Philm Phun: After I saw Slacker, I stepped out of the theater and
into a whole scene of street bohemians. After I saw Prospero's Books on
11/28, I stepped out of the theater and into a sudden tempest. I don't think
I'm going to see The Rapture.... There appear to be two Addams
Family movies: the lousy one all the critics saw, and the delightful one I
saw. Maybe it's like the different versions of Clue. If any of you saw
the critics' edition, tell me what it was like.... This year's best-of list by
Rocket film guy Jim Emerson (who moved to LA some years back and
never bothers to check what's playing in Seattle) only lists 2 films (out of
14) that didn't show here, down significantly from previous years.

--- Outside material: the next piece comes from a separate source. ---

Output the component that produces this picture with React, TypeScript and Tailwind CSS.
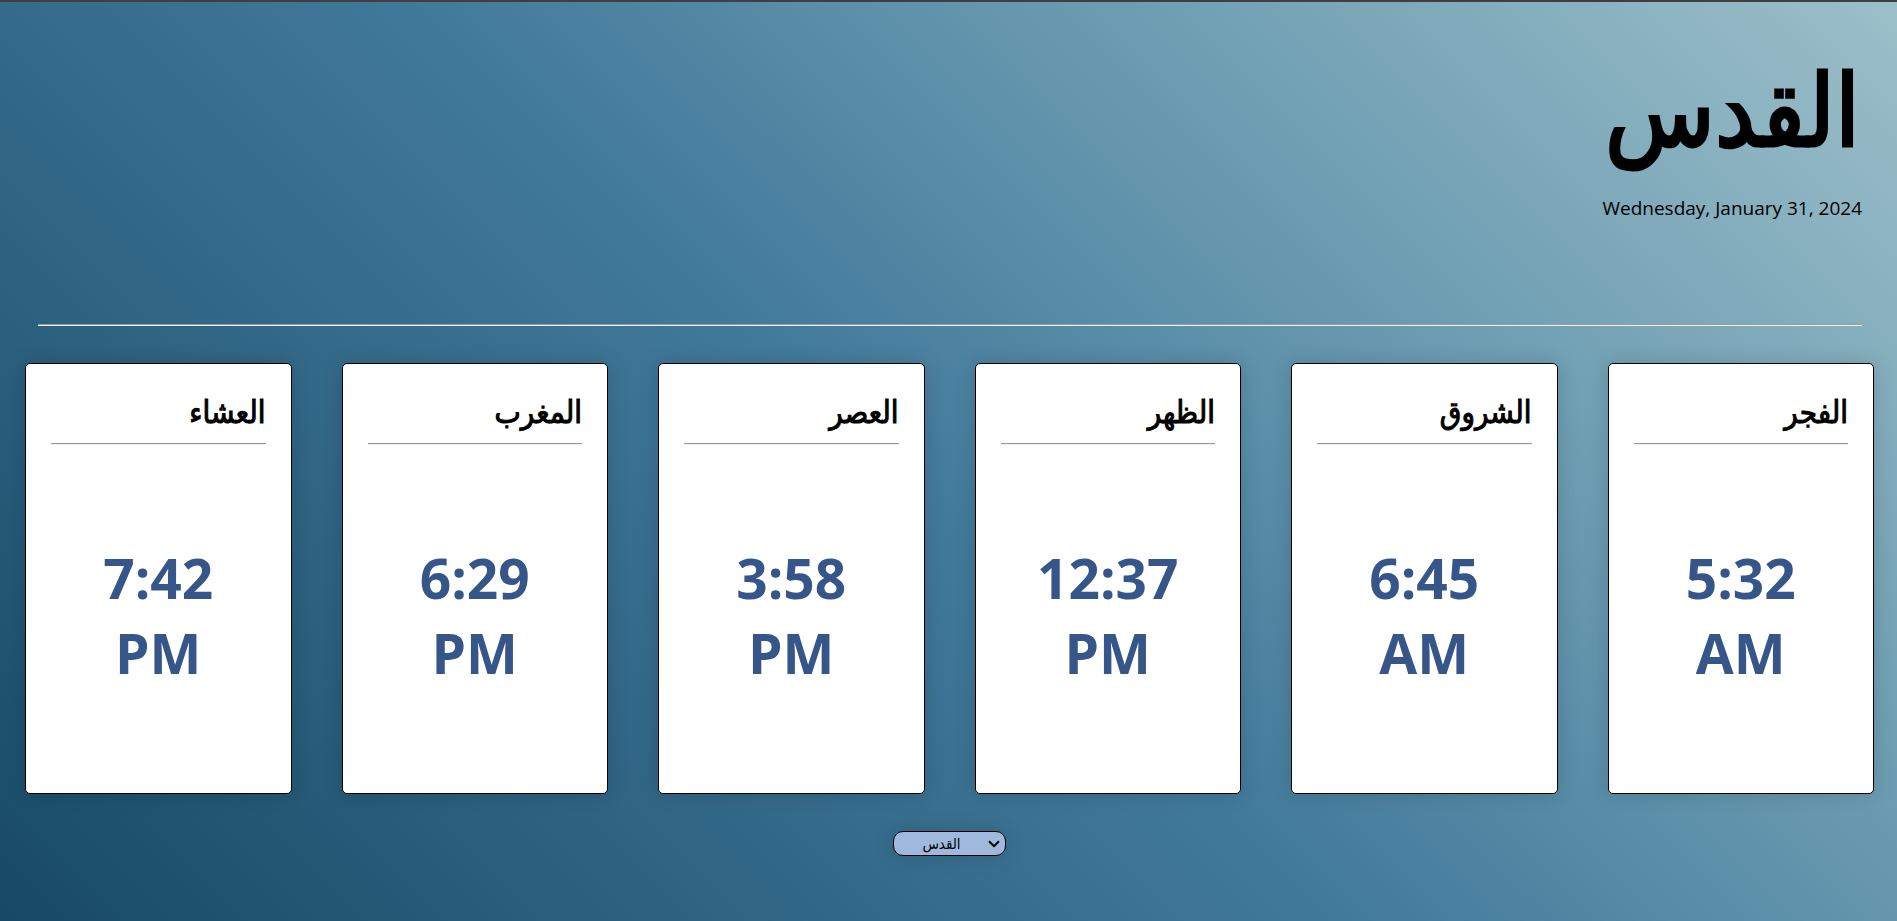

Cathode Corner: KING may be slowly recovering from tabloidmania. The 11
p.m. newscasts feature real news stories (sometimes more than one) alongside
the typical crime/disaster tedium. The station's next owner, the Providence
Journal, was one of the papers that didn't run the Doonesbury strips
about Quayle's possible past. It also enforced its syndicate contract to
prevent any other Rhode Island paper from running them... Almost Live
might go national next fall. Worldvision's offering a syndicated weeknight
version (with local jokes to be only partly toned down). It should give the
gang a better showcase than they got on Fox`s mercy-killed Haywire.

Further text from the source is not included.